Forty years along now, and still you see the topography of Joe Frazier's face changing, dips and swales and small hillocks rising up beneath the merciless pounding. Still you see Muhammad Ali sitting exhausted on his stool, all hollowed out after emptying everything in the well in the 13th and 14th rounds.
They called it the Thrilla in Manila, and we'll never know, 40 years along, if Ali could have risen one more time that night of Oct. 1, 1975. We'll never know if Joe Frazier could have even survived one more rising, because he was half-blind by then and yet ready to go one last round with his bitterest enemy.
But Frazier's cornerman, Eddie Futch, ended it right there, unwilling to let his fighter destroy himself any further. He ordered the gloves cut off, and Ali won, if not the greatest heavyweight fight in history, certainly the most brutal.
Two lion's hearts met for the third time that night, and it was a Gethsemane that forever changed not only Ali and Frazier, but the trajectory of boxing itself. The two men ruined each other for keeps, and the heavyweight division was never the same thereafter. There have been heavyweight champions since -- Larry Holmes, the young Mike Tyson -- but none of them riveted the attention of the world like Ali and Frazier. If boxing has become a thundering irrelevancy, the heavyweight division has become a greater one within it, overshadowed by the lighter weight classes and, of course, MMA.
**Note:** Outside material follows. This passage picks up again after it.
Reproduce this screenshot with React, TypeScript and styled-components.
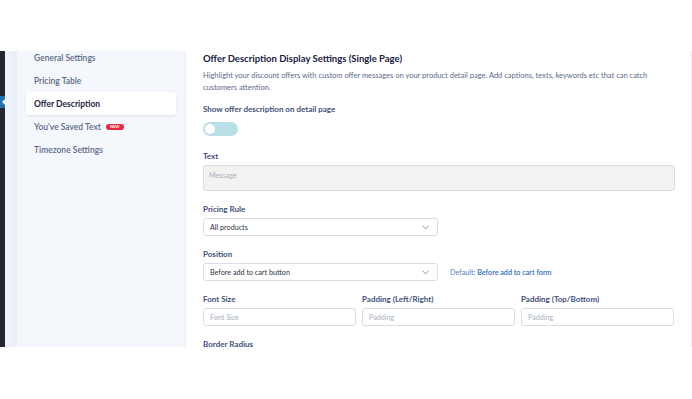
import React from 'react';
import styled, { createGlobalStyle } from 'styled-components';

const GlobalStyle = createGlobalStyle`
  html, body {
    margin: 0;
    padding: 0;
    background: #ffffff;
  }
  body {
    font-family: Lato, 'Open Sans', sans-serif;
    width: 692px;
    height: 399px;
    overflow: hidden;
  }
`;

const menu = [
  { id: 'general', label: 'General Settings' },
  { id: 'pricing', label: 'Pricing Table' },
  { id: 'offer', label: 'Offer Description' },
  { id: 'saved', label: "You've Saved Text", badge: 'NEW' },
  { id: 'timezone', label: 'Timezone Settings' },
];

const ChevronDown = () => (
  <svg width="7" height="5" viewBox="0 0 8 5" fill="none">
    <path d="M1 1l3 3 3-3" stroke="#7a8290" strokeWidth="1" strokeLinecap="round" strokeLinejoin="round" />
  </svg>
);

const App = () => {
  const active = 'offer';
  return (
    <>
      <GlobalStyle />
      <Frame>
        <AdminBar>
          <CurrentMark />
        </AdminBar>
        <Gutter />
        <Sidebar>
          <ul>
            {menu.map((m) => (
              <MenuItem key={m.id} active={m.id === active}>
                {m.label}
                {m.badge && <Badge>{m.badge}</Badge>}
              </MenuItem>
            ))}
          </ul>
        </Sidebar>
        <Main>
          <Heading>Offer Description Display Settings (Single Page)</Heading>
          <Description>
            Highlight your discount offers with custom offer messages on your product detail page. Add captions, texts,
            keywords etc that can catch customers attention.
          </Description>
          <Field gap={9}>
            <Label>Show offer description on detail page</Label>
            <Toggle>
              <span />
            </Toggle>
          </Field>
          <Field gap={14}>
            <Label>Text</Label>
            <TextArea>Message</TextArea>
          </Field>
          <Field>
            <Label>Pricing Rule</Label>
            <Select>
              All products
              <ChevronDown />
            </Select>
          </Field>
          <Field>
            <Label>Position</Label>
            <InlineRow>
              <Select>
                Before add to cart button
                <ChevronDown />
              </Select>
              <Hint>
                Default: <b>Before add to cart form</b>
              </Hint>
            </InlineRow>
          </Field>
          <Columns>
            <Field>
              <Label>Font Size</Label>
              <Input>Font Size</Input>
            </Field>
            <Field>
              <Label>Padding (Left/Right)</Label>
              <Input>Padding</Input>
            </Field>
            <Field>
              <Label>Padding (Top/Bottom)</Label>
              <Input>Padding</Input>
            </Field>
          </Columns>
          <Field>
            <Label>Border Radius</Label>
          </Field>
        </Main>
      </Frame>
    </>
  );
};

const Frame = styled.div`
  margin-top: 51px;
  height: 296px;
  display: flex;
  overflow: hidden;
`;

const AdminBar = styled.div`
  width: 5px;
  background: #24282d;
  position: relative;
`;

const CurrentMark = styled.div`
  position: absolute;
  left: 0;
  top: 45px;
  width: 5px;
  height: 12px;
  background: #2271b1;
  &:after {
    content: '';
    position: absolute;
    right: 0;
    top: 3px;
    border: 3px solid transparent;
    border-right-color: #eef2f8;
    border-left: 0;
  }
`;

const Gutter = styled.div`
  width: 12px;
  background: linear-gradient(90deg, #f1f4fa, #e8edf6);
`;

const Sidebar = styled.nav`
  width: 169px;
  background: #f4f8fd;
  border-right: 1px solid #e7edf4;
  box-sizing: border-box;
  padding: 0 9px;
  ul {
    list-style: none;
    margin: -5px 0 0;
    padding: 0;
  }
`;

const MenuItem = styled.li<{ active: boolean }>`
  height: 23px;
  display: flex;
  align-items: center;
  padding-left: 8px;
  font-size: 8.5px;
  font-weight: ${(p) => (p.active ? 700 : 600)};
  color: ${(p) => (p.active ? '#1d2745' : '#5b6886')};
  background: ${(p) => (p.active ? '#ffffff' : 'transparent')};
  border-radius: 4px;
  box-shadow: ${(p) => (p.active ? '0 1px 3px rgba(40, 60, 100, 0.12)' : 'none')};
`;

const Badge = styled.span`
  margin-left: 5px;
  background: #e8273c;
  color: #fff;
  font-size: 4px;
  font-weight: 700;
  padding: 1px 4px;
  border-radius: 6px;
  line-height: 4px;
`;

const Main = styled.main`
  flex: 1;
  background: #ffffff;
  border-right: 1px solid #e9edf2;
  padding: 1px 16px 0 17px;
`;

const Heading = styled.h2`
  margin: 0;
  font-size: 9.5px;
  line-height: 14px;
  font-weight: 700;
  color: #17213f;
`;

const Description = styled.p`
  margin: 4px 0 0;
  font-size: 7.5px;
  line-height: 12px;
  color: #5c6b89;
  max-width: 460px;
`;

const Field = styled.div<{ gap?: number }>`
  margin-top: ${(p) => p.gap ?? 12}px;
  display: flex;
  flex-direction: column;
`;

const Label = styled.label`
  font-size: 8px;
  line-height: 12px;
  font-weight: 700;
  color: #41507a;
  margin-bottom: 3px;
`;

const Toggle = styled.div`
  margin-top: 4px;
  width: 35px;
  height: 14px;
  border-radius: 7px;
  background: #b9e0e7;
  position: relative;
  span {
    position: absolute;
    left: 2px;
    top: 2px;
    width: 10px;
    height: 10px;
    border-radius: 50%;
    background: #fff;
  }
`;

const boxBase = `
  box-sizing: border-box;
  border: 1px solid #d9dee6;
  border-radius: 3px;
  font-size: 7.2px;
  display: flex;
  align-items: center;
`;

const TextArea = styled.div`
  ${boxBase}
  height: 26px;
  width: 472px;
  background: #f2f2f2;
  align-items: flex-start;
  padding: 5px 5px;
  color: #a8b1c0;
`;

const Select = styled.div`
  ${boxBase}
  height: 18px;
  width: 235px;
  padding: 0 8px 0 6px;
  justify-content: space-between;
  color: #2d3543;
  background: #fff;
`;

const InlineRow = styled.div`
  display: flex;
  align-items: center;
  gap: 12px;
`;

const Hint = styled.span`
  font-size: 7.2px;
  color: #4f7fc2;
  b {
    font-weight: 600;
    color: #2f6cc0;
  }
`;

const Columns = styled.div`
  display: grid;
  grid-template-columns: repeat(3, 153px);
  column-gap: 6px;
`;

const Input = styled.div`
  ${boxBase}
  height: 18px;
  padding: 0 6px;
  color: #a8b1c0;
  background: #fff;
`;

export default App;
And it all started that night in Manila.
Having effectively destroyed one another, Ali and Frazier were supplanted by pale imitators. Holmes, who was not and never would be Ali. Tyson, a counterfeit threshing machine who could never surpass Frazier's genuine article. Evander Holyfield, Riddick Bowe, Lennox Lewis, the Klitschkos: None of them could give us what Ali and Frazier gave us.
That's because, 40 years ago tonight, they gave us everything. For better and worse.